In some example embodiments, the data storage pattern DSP may be a capacitor including a bottom electrode, a dielectric layer, and a top electrode. In this case, the semiconductor memory device according to some example embodiments may be or may include a dynamic random access memory (DRAM) device. Alternatively or additionally, the data storage pattern DSP may include a magnetic tunnel junction pattern. In this case, the semiconductor memory device may be or may include a magnetic random access memory (MRAM) device. Alternatively or additionally, the data storage pattern DSP may be formed of or include a phase-change material or a variable resistance material. In this case, the semiconductor memory device may be or may include a phase-change random access memory (PRAM) device and/or a resistive random access memory (ReRAM) device. However, example embodiments are not limited to these examples, and the data storage pattern DSP may include various structures and/or materials which can be used to store data.

FIG. 10 is an enlarged view illustrating a portion ‘P’ of FIG. 1. FIGS. 11A to 11C are enlarged views illustrating a portion ‘PM2’ of FIG. 10. A structure of the process-monitoring structure after a cutting process of separating the chip regions from each other will be described in more detail with reference to FIGS. 10 to 11C. For concise description, a previously described element may be identified by the same reference number without repeating an overlapping description thereof.

Referring to FIGS. 10 to 11C, a cutting process may be performed on the cutting region 21 of the scribe lane region 20 to separate the chip regions 10 from each other.

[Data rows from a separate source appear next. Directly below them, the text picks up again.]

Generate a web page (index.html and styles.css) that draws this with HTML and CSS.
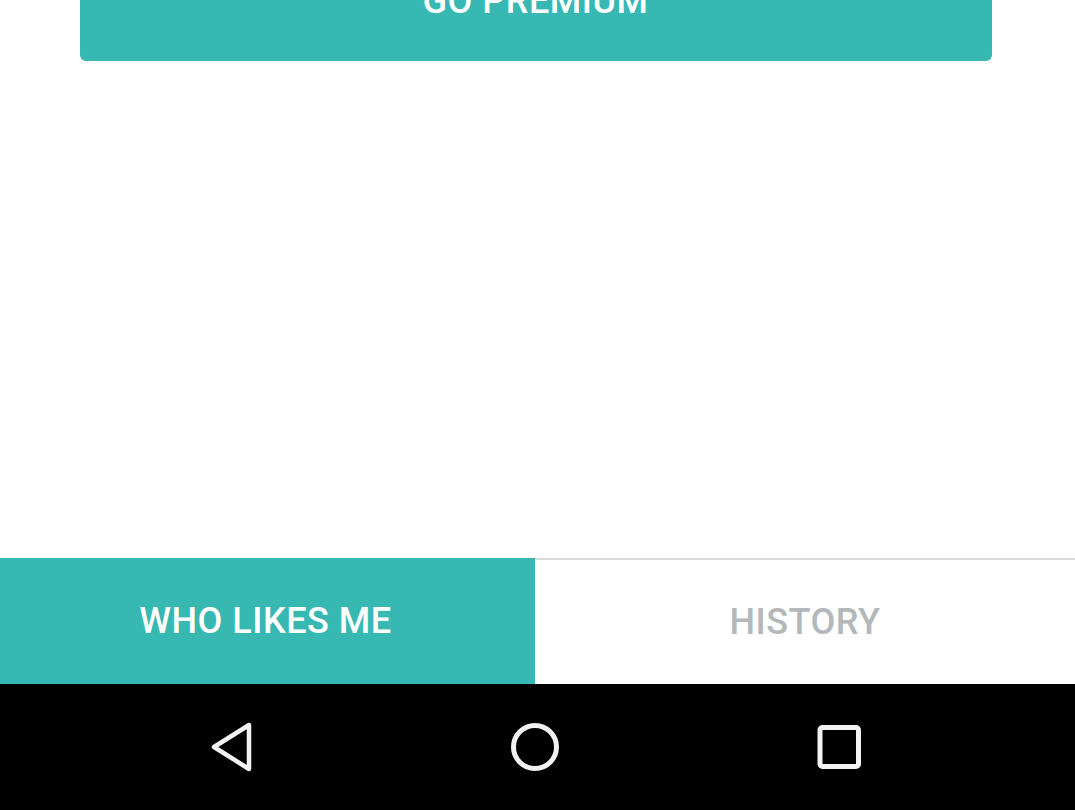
FILE: index.html
```html
<!DOCTYPE html>
<html>
<head>
<meta charset="utf-8">
<link rel="stylesheet" href="styles.css">
</head>
<body>
<div class="screen">
  <main class="content">
    <button class="premium">GO PREMIUM</button>
  </main>
  <nav class="tabs">
    <div class="tab active">WHO LIKES ME</div>
    <div class="tab">HISTORY</div>
  </nav>
  <footer class="sysnav">
    <svg class="nav-icon" width="60" height="60" viewBox="0 0 60 60">
      <polygon points="13,29 48,7 48,51" fill="none" stroke="#f2f2f2" stroke-width="4.5" stroke-linejoin="round"/>
    </svg>
    <svg class="nav-icon" width="60" height="60" viewBox="0 0 60 60">
      <circle cx="30" cy="29" r="21.5" fill="none" stroke="#f2f2f2" stroke-width="5"/>
    </svg>
    <svg class="nav-icon" width="60" height="60" viewBox="0 0 60 60">
      <rect x="11" y="9.5" width="38.5" height="39" rx="2.5" fill="none" stroke="#f2f2f2" stroke-width="5"/>
    </svg>
  </footer>
</div>
</body>
</html>
```
FILE: styles.css
```css
html, body {
  margin: 0;
  padding: 0;
  background: #ffffff;
}
.screen {
  width: 1075px;
  height: 810px;
  display: flex;
  flex-direction: column;
  overflow: hidden;
  font-family: Roboto, "Liberation Sans", Arial, sans-serif;
}
.content {
  height: 558px;
  flex: none;
  display: flex;
  justify-content: center;
  align-items: flex-start;
}
.premium {
  width: 912px;
  height: 100px;
  margin-top: -39px;
  margin-left: -4px;
  border: none;
  border-radius: 6px;
  background: #38b8b2;
  color: #ffffff;
  font-family: Roboto, "Liberation Sans", Arial, sans-serif;
  font-weight: 500;
  font-size: 36px;
  line-height: 36px;
  letter-spacing: 0.5px;
  display: flex;
  align-items: flex-end;
  justify-content: center;
  padding: 0 0 42px 0;
  box-sizing: border-box;
}
.tabs {
  height: 126px;
  flex: none;
  display: flex;
}
.tab {
  display: flex;
  align-items: center;
  justify-content: center;
  font-weight: 500;
  font-size: 36px;
  letter-spacing: 0.5px;
  color: #b3b8bb;
  background: #ffffff;
  border-top: 2px solid #dcdcdc;
  box-sizing: border-box;
  width: 540px;
}
.tab.active {
  width: 535px;
  background: #38b8b2;
  color: #ffffff;
  border-top: none;
  padding-right: 4px;
}
.sysnav {
  height: 126px;
  flex: none;
  background: #000000;
  display: flex;
  align-items: center;
  justify-content: center;
  gap: 244px;
  padding-right: 6px;
}
.nav-icon {
  display: block;
  margin-top: 2px;
}
```
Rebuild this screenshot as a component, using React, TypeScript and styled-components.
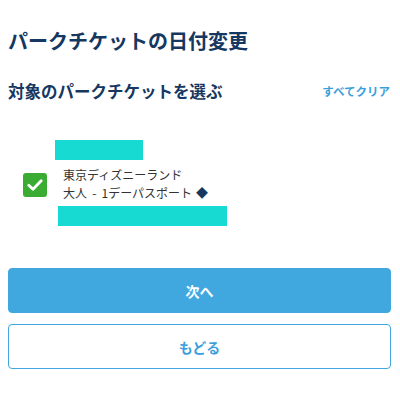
import styled, { createGlobalStyle } from 'styled-components';

const GlobalStyle = createGlobalStyle`
  html, body {
    margin: 0;
    padding: 0;
    background: #fff;
    font-family: 'Noto Sans CJK JP', 'Noto Sans', sans-serif;
  }
`;

const Page = styled.div`
  width: 400px;
  height: 400px;
  box-sizing: border-box;
  padding: 24px 9px 0 8px;
  display: flex;
  flex-direction: column;
`;

const Title = styled.h1`
  margin: 0;
  font-size: 20px;
  line-height: 34px;
  font-weight: 700;
  color: #16375f;
`;

const SectionHead = styled.div`
  display: flex;
  align-items: center;
  justify-content: space-between;
  margin-top: 20px;
`;

const SubTitle = styled.h2`
  margin: 0;
  font-size: 16.5px;
  line-height: 26px;
  font-weight: 700;
  color: #16375f;
`;

const ClearLink = styled.a`
  font-size: 11.5px;
  font-weight: 700;
  color: #3b9fdc;
  margin-right: 1px;
  cursor: pointer;
`;

// チケット一覧
const TicketRow = styled.div`
  display: flex;
  align-items: center;
  margin-top: 36px;
  padding-left: 15px;
`;

const Check = styled.span`
  width: 24px;
  height: 24px;
  margin-top: 3px;
  border-radius: 3px;
  background: #3aac34;
  display: flex;
  align-items: center;
  justify-content: center;
  flex-shrink: 0;
`;

const TicketInfo = styled.div`
  display: flex;
  flex-direction: column;
  margin-left: 8px;
`;

const Mask = styled.div<{ $w: number; $x: number; $top?: number }>`
  width: ${(p) => p.$w}px;
  height: 20px;
  margin-left: ${(p) => p.$x}px;
  margin-top: ${(p) => p.$top ?? 0}px;
  background: #17dbd2;
`;

const TicketLines = styled.div`
  display: flex;
  flex-direction: column;
  margin: 6px 0 0 8px;
  font-size: 12px;
  line-height: 18px;
  color: #333;
`;

const TicketName = styled.span`
  word-spacing: 2.5px;
`;

const Diamond = styled.span`
  color: #16375f;
  margin-left: 4px;
`;

const Buttons = styled.div`
  display: flex;
  flex-direction: column;
  gap: 11px;
  margin-top: 42px;
`;

const Button = styled.button<{ $primary?: boolean }>`
  height: 45px;
  width: 100%;
  border-radius: 4px;
  border: 1px solid #40a8df;
  background: ${(p) => (p.$primary ? '#40a8df' : '#fff')};
  color: ${(p) => (p.$primary ? '#fff' : '#3b9fdc')};
  font-family: inherit;
  font-size: 14px;
  font-weight: 700;
  cursor: pointer;
`;

export default function App() {
  return (
    <>
      <GlobalStyle />
      <Page>
        <Title>パークチケットの日付変更</Title>
        <SectionHead>
          <SubTitle>対象のパークチケットを選ぶ</SubTitle>
          <ClearLink>すべてクリア</ClearLink>
        </SectionHead>

        <TicketRow>
          <Check>
            <svg width='16' height='12' viewBox='0 0 16 12'>
              <path
                d='M1.8 6.2 L6 10.2 L14.2 1.8'
                fill='none'
                stroke='#fff'
                strokeWidth='2.8'
                strokeLinecap='round'
                strokeLinejoin='round'
              />
            </svg>
          </Check>
          <TicketInfo>
            <Mask $w={88} $x={0} />
            <TicketLines>
              <span>東京ディズニーランド</span>
              <TicketName>
                大人 - 1デーパスポート<Diamond>◆</Diamond>
              </TicketName>
            </TicketLines>
            <Mask $w={169} $x={3} $top={4} />
          </TicketInfo>
        </TicketRow>

        <Buttons>
          <Button $primary>次へ</Button>
          <Button>もどる</Button>
        </Buttons>
      </Page>
    </>
  );
}
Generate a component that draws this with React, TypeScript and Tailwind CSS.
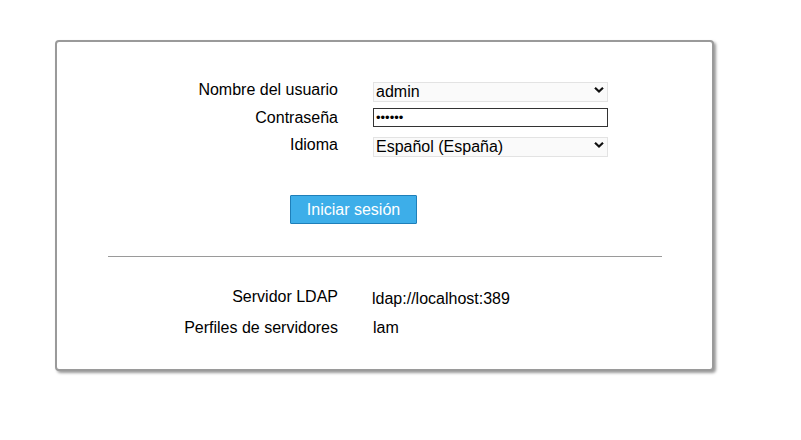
import { useState } from "react";

const Chevron = () => (
  <svg
    className="pointer-events-none absolute right-[4px] top-1/2 -translate-y-1/2"
    width="10"
    height="7"
    viewBox="0 0 10 7"
  >
    <path d="M1 1.2 L5 5 L9 1.2" fill="none" stroke="#111" strokeWidth="2.2" />
  </svg>
);

interface ISelectProps {
  value: string;
  options: string[];
  onChange: (v: string) => void;
}

const Select = ({ value, options, onChange }: ISelectProps) => (
  <div className="relative h-[20px] w-[235px]">
    <select
      value={value}
      onChange={e => onChange(e.target.value)}
      className="h-full w-full appearance-none rounded-none border border-[#e3e3e3] bg-[#fafafa] pl-[2px] text-[16px] leading-[18px] text-black outline-none"
    >
      {options.map(o => (
        <option key={o}>{o}</option>
      ))}
    </select>
    <Chevron />
  </div>
);

const App = () => {
  const [user, setUser] = useState("admin");
  const [lang, setLang] = useState("Español (España)");
  const [pass, setPass] = useState("secret");

  return (
    <div
      className="min-h-[440px] bg-white pl-[55px] pt-[40px] text-[16px] text-black"
      style={{ fontFamily: '"Liberation Sans", Arial, sans-serif' }}
    >
      <div className="h-[331px] w-[659px] rounded-[4px] border-2 border-[#9a9a9a] bg-white shadow-[2px_2px_3px_#9a9a9a]">
        <div className="flex flex-col gap-[8px] pt-[38px]">
          <div className="flex items-center">
            <span className="w-[281px] text-right leading-[18px]">Nombre del usuario</span>
            <div className="ml-[35px]">
              <Select value={user} options={["admin"]} onChange={setUser} />
            </div>
          </div>
          <div className="flex items-center">
            <span className="w-[281px] text-right leading-[18px]">Contraseña</span>
            <input
              type="password"
              value={pass}
              onChange={e => setPass(e.target.value)}
              className="ml-[35px] h-[19px] w-[235px] border border-[#333] bg-white px-[2px] text-[13px] outline-none"
            />
          </div>
          <div className="flex items-center">
            <span className="w-[281px] text-right leading-[18px]">Idioma</span>
            <div className="ml-[35px]">
              <Select
                value={lang}
                options={["Español (España)", "English (GB)", "Deutsch (Deutschland)"]}
                onChange={setLang}
              />
            </div>
          </div>
        </div>

        <div className="ml-[233px] mt-[40px]">
          <button className="h-[29px] w-[127px] rounded-[1px] border border-[#1f7fb9] bg-[#3daee9] text-[16px] text-white">
            Iniciar sesión
          </button>
        </div>

        <div className="ml-[51px] mt-[32px] h-[1px] w-[554px] border-t border-[#9a9a9a]" />

        <div className="flex flex-col gap-[11px] pt-[29px]">
          <div className="flex items-center">
            <span className="w-[281px] text-right leading-[18px]">Servidor LDAP</span>
            <span className="ml-[34px] mt-[4px] leading-[18px]">ldap://localhost:389</span>
          </div>
          <div className="flex items-center">
            <span className="w-[281px] text-right leading-[18px]">Perfiles de servidores</span>
            <span className="ml-[35px] leading-[18px]">lam</span>
          </div>
        </div>
      </div>
    </div>
  );
};

export default App;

After the cutting process, the chip regions 10 may be enclosed by the edge regions 23, respectively, and a portion of the process-monitoring structure MST may be left on the edge region 23.

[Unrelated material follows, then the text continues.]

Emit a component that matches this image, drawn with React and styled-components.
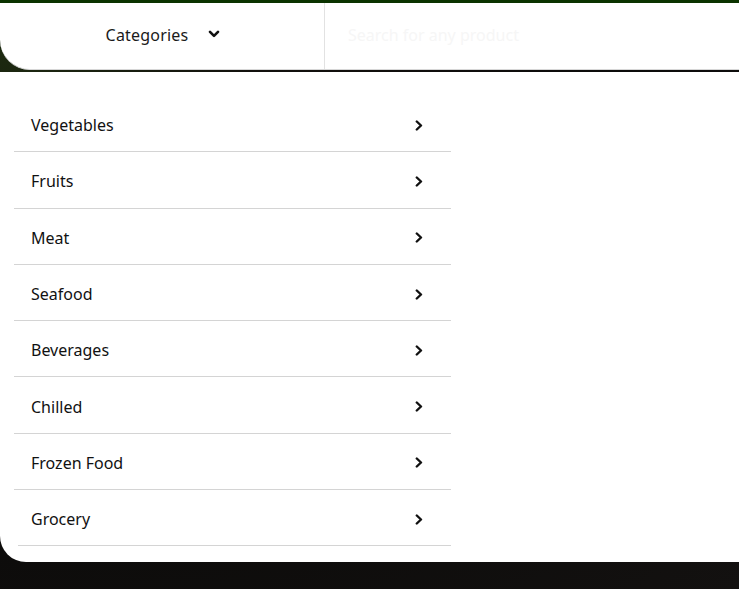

FIGS. 11A to 11C illustrate the shapes of the chip regions 10 and the process-monitoring structure MST of FIGS. 3A to 3C, respectively, after the cutting step. The coarse key patterns CP of the process-monitoring structure MST may be left on the edge regions 23. Each of the coarse key patterns CP may be configured to have substantially the same features as that in various example embodiments described with reference to FIGS. 4 to 6. For example, the geometrical features of the fine key patterns FP (e.g., the first pitch P1 and the first to fifth widths W1, W2, W3, W4, and W5) may be substantially the same as those in the embodiment described with reference to FIGS. 4 to 6. As an example, in the case where the data storage pattern DSP is provided on the chip region 10, a structure on the chip region 10 may have substantially the same features as that in the embodiment described with reference to FIGS. 7 to 9.

As used herein, the cutting region 21 of the scribe lane region 20 is illustrated to be linearly extended in the first and second directions D1 and D2, but example embodiments are not limited to this example. For example, the cutting region 21 may be extended in a direction crossing the first and second directions D1 and D2 or may be extended to have an uneven profile, when viewed in a plan view.

FIGS. 12 to 35 are diagrams illustrating a method of fabricating a semiconductor device, according to some example embodiments. Hereinafter, a method of fabricating a semiconductor device according to some example embodiments will be described in more detail with reference to FIGS. 12 to 35. For concise description, a previously described element may be identified by the same reference number without repeating an overlapping description thereof.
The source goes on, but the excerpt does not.